Records
◆ ◆ ◆ ◆ ◆

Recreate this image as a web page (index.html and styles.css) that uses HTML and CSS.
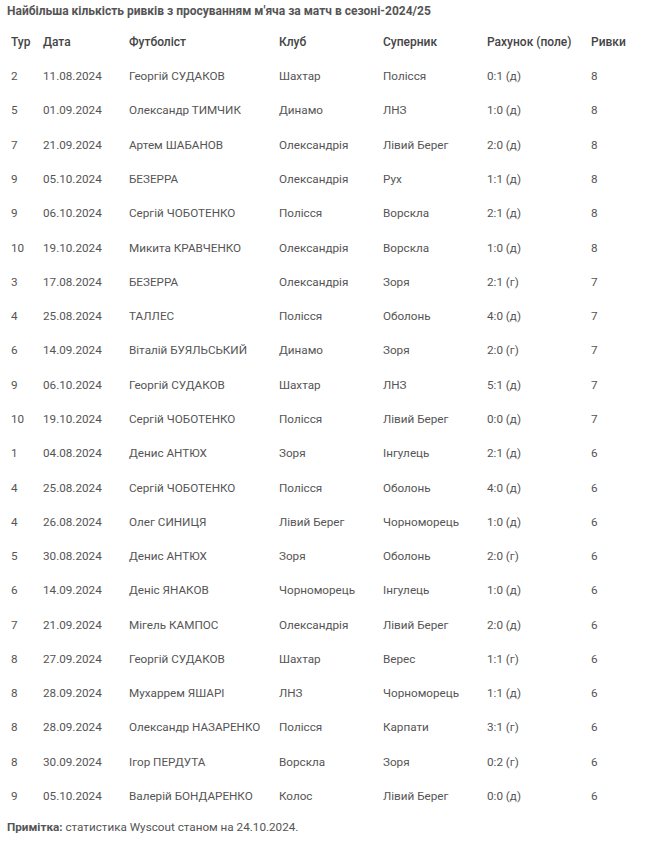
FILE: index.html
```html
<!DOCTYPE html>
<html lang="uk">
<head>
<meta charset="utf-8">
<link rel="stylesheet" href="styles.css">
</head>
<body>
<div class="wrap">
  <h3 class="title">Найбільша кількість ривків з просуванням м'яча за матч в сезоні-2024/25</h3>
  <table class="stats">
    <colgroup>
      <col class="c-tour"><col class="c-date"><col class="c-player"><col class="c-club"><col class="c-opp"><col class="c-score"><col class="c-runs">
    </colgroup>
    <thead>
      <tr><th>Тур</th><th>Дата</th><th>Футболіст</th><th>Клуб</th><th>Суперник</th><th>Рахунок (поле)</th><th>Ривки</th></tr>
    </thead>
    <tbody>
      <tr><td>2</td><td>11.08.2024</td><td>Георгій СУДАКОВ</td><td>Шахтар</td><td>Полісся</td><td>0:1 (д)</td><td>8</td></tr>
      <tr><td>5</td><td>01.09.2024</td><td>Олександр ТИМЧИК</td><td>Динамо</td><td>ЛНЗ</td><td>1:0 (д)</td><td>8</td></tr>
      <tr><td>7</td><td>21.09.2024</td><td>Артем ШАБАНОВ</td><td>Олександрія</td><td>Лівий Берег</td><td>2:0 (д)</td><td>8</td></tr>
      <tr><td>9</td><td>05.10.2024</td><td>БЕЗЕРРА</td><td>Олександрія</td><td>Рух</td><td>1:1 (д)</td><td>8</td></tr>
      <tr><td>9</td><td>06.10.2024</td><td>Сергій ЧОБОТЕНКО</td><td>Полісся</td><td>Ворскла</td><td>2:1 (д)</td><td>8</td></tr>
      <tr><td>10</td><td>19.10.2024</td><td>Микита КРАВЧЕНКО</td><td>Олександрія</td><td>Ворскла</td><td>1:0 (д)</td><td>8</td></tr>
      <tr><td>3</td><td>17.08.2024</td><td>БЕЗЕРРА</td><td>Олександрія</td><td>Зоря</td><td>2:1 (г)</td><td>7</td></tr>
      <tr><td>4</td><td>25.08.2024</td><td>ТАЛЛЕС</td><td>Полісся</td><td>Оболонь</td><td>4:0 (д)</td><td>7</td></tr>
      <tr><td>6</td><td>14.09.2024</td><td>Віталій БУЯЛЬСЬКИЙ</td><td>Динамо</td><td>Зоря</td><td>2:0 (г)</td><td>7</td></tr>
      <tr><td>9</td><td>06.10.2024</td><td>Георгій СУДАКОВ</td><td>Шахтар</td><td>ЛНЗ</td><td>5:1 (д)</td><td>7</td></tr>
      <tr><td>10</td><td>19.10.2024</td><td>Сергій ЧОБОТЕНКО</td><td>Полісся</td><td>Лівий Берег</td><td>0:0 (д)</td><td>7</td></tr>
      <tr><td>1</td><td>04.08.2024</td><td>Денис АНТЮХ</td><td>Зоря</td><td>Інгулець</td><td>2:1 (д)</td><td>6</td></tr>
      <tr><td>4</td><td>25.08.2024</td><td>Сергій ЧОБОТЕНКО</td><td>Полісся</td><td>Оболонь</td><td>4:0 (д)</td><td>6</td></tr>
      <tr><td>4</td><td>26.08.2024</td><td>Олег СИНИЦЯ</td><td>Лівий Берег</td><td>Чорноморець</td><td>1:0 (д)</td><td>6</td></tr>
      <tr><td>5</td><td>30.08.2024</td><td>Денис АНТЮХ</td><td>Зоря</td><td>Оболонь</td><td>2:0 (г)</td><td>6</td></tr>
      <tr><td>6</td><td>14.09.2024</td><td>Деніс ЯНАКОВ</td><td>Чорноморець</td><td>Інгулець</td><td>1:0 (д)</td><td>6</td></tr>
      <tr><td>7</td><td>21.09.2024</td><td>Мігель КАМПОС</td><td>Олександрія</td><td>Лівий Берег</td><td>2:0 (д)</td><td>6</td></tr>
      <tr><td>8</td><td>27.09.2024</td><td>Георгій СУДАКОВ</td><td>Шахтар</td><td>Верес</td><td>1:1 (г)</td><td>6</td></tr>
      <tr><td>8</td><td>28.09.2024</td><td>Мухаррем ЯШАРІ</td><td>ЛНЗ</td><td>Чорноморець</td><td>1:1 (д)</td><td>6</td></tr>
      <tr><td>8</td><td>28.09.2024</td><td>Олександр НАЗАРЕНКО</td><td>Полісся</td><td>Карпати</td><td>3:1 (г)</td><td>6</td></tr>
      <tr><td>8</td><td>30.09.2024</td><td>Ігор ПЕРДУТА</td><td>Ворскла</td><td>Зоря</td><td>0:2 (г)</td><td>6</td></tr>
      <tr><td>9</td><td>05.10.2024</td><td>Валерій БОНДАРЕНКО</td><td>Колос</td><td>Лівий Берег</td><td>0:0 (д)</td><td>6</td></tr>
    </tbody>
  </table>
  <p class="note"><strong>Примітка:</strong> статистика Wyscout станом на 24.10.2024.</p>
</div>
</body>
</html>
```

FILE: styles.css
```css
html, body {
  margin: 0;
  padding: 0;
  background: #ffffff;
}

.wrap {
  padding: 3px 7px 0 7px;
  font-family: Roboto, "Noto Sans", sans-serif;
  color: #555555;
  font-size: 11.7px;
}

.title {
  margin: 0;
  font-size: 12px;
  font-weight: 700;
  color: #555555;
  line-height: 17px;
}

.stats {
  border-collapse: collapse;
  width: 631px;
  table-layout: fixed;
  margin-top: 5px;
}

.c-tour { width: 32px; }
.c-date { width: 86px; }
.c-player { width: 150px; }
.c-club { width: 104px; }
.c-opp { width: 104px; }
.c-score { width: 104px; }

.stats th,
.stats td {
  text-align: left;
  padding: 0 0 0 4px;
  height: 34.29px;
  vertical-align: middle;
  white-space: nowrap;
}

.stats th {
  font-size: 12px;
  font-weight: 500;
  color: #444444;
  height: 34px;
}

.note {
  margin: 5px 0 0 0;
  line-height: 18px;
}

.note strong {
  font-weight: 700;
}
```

◆ ◆ ◆ ◆ ◆

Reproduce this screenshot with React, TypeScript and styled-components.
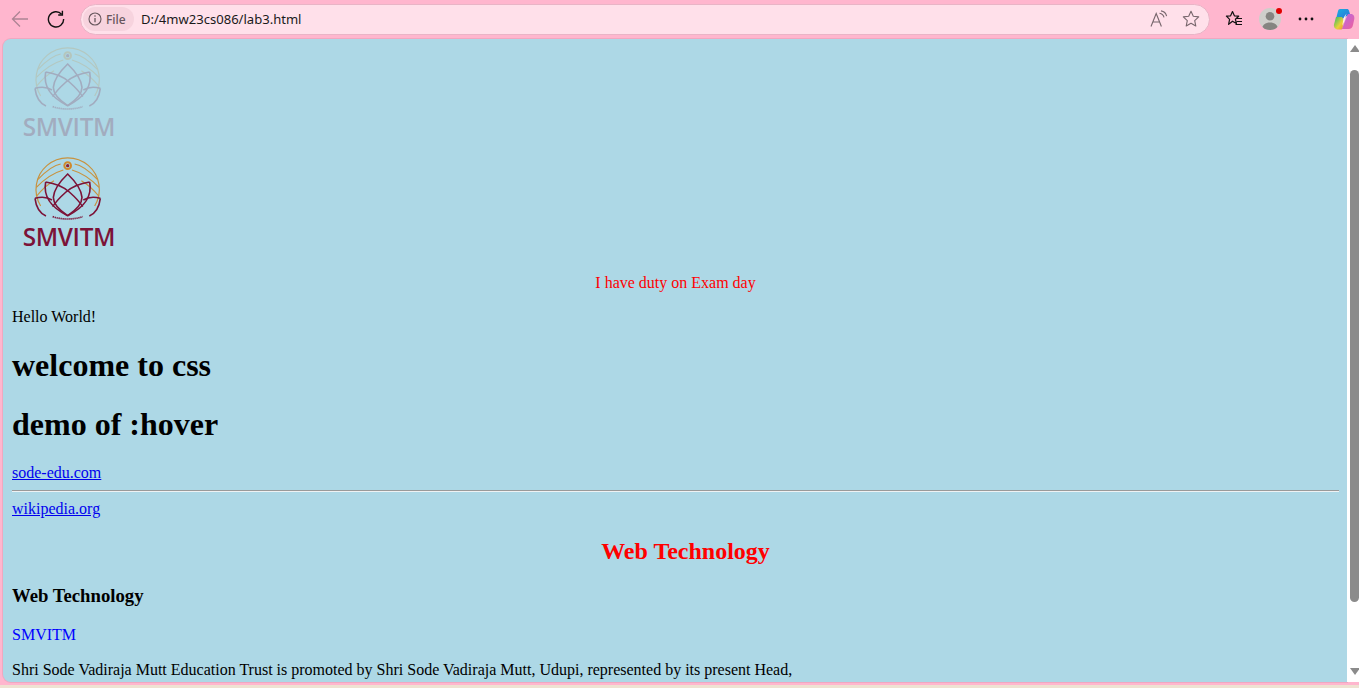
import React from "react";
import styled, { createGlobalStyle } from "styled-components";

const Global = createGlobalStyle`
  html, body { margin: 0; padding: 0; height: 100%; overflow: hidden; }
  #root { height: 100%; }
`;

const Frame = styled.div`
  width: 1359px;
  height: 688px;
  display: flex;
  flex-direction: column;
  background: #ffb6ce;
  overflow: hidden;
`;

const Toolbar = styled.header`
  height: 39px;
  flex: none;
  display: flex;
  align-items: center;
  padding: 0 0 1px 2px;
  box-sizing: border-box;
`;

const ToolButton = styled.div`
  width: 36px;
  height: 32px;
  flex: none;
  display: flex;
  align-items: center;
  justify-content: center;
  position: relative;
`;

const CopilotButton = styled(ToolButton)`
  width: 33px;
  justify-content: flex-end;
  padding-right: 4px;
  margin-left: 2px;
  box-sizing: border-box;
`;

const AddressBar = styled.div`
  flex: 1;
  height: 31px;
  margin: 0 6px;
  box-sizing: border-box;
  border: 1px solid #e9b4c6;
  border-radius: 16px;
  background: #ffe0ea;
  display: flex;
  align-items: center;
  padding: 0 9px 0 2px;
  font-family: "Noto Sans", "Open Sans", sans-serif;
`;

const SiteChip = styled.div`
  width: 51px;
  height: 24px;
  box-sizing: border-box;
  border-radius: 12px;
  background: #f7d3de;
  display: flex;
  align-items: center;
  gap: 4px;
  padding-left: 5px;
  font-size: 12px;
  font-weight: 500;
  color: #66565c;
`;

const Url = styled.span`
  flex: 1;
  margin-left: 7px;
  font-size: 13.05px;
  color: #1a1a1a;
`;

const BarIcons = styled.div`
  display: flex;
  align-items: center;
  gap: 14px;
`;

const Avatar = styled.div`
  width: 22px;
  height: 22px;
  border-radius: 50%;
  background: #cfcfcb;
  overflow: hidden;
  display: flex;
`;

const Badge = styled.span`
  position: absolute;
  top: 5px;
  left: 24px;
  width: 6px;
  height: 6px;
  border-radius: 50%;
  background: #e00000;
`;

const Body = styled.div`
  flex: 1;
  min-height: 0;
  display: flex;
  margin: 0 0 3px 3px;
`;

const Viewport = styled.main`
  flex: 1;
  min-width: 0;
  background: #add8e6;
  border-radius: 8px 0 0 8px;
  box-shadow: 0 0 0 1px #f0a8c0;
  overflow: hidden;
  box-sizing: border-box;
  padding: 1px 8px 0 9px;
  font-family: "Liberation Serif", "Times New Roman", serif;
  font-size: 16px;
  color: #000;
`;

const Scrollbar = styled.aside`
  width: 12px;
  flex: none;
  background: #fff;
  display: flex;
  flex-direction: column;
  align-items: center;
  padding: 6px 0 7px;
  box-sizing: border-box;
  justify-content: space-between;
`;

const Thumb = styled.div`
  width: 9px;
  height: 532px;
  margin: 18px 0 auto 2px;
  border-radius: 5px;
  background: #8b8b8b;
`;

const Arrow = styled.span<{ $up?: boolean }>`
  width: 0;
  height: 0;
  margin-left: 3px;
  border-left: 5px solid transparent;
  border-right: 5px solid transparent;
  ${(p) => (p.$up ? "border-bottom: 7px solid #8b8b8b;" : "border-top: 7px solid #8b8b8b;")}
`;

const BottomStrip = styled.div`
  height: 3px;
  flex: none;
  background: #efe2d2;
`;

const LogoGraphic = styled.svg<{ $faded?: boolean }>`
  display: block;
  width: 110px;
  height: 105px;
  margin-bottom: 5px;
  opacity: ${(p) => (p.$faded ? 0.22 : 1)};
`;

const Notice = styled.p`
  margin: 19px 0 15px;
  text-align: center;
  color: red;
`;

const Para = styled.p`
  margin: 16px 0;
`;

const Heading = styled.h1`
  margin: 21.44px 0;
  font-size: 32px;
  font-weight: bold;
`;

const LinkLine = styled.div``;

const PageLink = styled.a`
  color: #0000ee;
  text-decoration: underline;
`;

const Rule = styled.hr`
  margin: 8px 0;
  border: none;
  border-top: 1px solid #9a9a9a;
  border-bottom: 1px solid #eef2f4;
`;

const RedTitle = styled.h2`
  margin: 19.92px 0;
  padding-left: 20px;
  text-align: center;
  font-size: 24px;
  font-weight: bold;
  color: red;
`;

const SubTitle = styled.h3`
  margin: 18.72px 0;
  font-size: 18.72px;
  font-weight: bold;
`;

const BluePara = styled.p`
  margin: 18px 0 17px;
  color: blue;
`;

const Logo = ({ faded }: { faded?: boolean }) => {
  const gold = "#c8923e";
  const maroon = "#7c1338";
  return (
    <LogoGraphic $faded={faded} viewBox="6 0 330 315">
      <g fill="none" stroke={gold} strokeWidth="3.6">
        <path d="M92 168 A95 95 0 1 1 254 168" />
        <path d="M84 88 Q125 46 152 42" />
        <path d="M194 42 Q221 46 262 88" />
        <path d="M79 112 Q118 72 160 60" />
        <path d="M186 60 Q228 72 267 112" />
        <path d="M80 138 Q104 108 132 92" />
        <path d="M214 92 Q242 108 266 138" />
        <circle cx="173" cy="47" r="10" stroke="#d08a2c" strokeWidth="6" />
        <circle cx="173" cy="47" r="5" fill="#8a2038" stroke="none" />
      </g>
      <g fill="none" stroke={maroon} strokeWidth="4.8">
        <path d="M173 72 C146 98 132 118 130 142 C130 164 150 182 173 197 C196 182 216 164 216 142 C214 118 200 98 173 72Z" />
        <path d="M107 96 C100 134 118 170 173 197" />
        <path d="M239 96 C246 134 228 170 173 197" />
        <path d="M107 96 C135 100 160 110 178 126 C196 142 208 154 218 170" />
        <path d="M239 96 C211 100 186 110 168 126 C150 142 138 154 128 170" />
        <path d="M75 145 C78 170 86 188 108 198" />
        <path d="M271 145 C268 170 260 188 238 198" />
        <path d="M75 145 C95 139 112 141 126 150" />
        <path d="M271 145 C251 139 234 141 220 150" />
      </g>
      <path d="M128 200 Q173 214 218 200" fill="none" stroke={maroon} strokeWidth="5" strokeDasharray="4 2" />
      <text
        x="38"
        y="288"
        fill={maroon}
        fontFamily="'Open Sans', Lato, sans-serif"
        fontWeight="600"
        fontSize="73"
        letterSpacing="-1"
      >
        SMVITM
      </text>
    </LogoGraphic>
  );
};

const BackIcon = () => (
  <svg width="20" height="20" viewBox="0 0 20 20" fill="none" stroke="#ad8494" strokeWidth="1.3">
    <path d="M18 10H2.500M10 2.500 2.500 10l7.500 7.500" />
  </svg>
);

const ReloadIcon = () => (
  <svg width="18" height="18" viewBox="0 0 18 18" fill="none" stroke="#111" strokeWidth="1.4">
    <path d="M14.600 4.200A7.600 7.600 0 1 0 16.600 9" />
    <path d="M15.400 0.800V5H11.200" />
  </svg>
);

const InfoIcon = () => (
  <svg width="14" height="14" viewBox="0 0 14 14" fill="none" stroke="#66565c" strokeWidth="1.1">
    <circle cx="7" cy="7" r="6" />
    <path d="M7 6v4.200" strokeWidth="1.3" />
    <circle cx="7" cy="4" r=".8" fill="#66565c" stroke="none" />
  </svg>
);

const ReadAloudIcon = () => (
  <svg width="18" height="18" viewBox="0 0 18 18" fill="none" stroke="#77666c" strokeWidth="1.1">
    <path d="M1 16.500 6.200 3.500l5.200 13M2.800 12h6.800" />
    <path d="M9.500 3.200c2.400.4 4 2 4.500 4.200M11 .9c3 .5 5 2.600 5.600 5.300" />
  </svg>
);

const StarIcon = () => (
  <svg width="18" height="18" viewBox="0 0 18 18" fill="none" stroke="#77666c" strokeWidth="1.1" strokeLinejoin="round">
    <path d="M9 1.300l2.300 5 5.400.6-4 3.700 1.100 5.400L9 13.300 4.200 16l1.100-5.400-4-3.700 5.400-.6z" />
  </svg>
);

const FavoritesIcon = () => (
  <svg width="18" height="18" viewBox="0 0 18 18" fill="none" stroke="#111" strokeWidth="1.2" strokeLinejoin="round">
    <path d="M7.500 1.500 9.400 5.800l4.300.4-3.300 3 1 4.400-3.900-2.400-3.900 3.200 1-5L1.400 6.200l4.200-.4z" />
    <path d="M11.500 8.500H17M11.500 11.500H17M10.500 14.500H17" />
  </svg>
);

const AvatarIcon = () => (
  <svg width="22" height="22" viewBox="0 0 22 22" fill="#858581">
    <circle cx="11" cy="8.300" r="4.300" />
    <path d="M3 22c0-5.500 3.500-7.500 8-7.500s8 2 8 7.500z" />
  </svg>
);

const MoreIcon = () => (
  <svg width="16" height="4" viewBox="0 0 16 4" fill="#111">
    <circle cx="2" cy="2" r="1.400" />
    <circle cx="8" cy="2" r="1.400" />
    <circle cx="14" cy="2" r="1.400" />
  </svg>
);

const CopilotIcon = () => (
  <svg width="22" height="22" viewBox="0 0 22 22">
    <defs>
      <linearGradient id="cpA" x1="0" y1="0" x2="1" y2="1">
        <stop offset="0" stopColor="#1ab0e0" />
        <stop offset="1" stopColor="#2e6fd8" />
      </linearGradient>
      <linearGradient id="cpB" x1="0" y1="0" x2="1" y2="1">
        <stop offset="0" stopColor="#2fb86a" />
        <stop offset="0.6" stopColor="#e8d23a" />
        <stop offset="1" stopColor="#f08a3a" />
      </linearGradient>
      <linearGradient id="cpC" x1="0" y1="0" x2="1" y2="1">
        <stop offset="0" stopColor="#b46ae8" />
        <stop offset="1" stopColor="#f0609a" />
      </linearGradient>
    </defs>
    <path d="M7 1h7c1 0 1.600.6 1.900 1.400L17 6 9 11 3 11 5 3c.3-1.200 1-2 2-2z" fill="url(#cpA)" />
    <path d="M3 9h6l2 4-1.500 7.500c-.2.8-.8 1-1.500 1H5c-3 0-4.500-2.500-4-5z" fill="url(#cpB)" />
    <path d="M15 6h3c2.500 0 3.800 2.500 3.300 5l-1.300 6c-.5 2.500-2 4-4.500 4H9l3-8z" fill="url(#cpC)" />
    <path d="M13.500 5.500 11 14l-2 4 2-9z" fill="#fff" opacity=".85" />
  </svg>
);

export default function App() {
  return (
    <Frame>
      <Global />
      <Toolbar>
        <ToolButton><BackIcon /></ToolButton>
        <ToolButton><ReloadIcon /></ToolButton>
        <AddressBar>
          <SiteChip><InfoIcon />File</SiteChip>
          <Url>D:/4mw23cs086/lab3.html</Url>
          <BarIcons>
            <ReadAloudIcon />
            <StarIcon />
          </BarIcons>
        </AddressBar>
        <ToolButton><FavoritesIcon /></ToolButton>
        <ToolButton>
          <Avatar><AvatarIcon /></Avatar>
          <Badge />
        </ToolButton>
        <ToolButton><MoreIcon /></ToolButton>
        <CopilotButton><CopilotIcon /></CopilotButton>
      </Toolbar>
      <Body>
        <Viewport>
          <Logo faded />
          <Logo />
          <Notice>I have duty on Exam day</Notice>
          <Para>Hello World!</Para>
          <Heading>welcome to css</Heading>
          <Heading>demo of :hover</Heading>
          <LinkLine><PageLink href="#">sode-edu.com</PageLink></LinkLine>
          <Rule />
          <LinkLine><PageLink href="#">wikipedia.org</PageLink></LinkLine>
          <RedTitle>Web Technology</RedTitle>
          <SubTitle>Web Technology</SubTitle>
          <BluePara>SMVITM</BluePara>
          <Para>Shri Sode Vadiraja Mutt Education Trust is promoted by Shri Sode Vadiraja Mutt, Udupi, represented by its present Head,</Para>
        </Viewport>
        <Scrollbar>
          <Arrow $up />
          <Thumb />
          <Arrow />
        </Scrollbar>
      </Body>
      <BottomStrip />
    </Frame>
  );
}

◆ ◆ ◆ ◆ ◆

Written instruction
Track down the lines that include the word "this" and copy them.

Output of the exercise
Recreate this image as a web page (index.html and styles.css) that uses HTML and CSS.
Reproduce this screenshot with React, TypeScript and styled-components.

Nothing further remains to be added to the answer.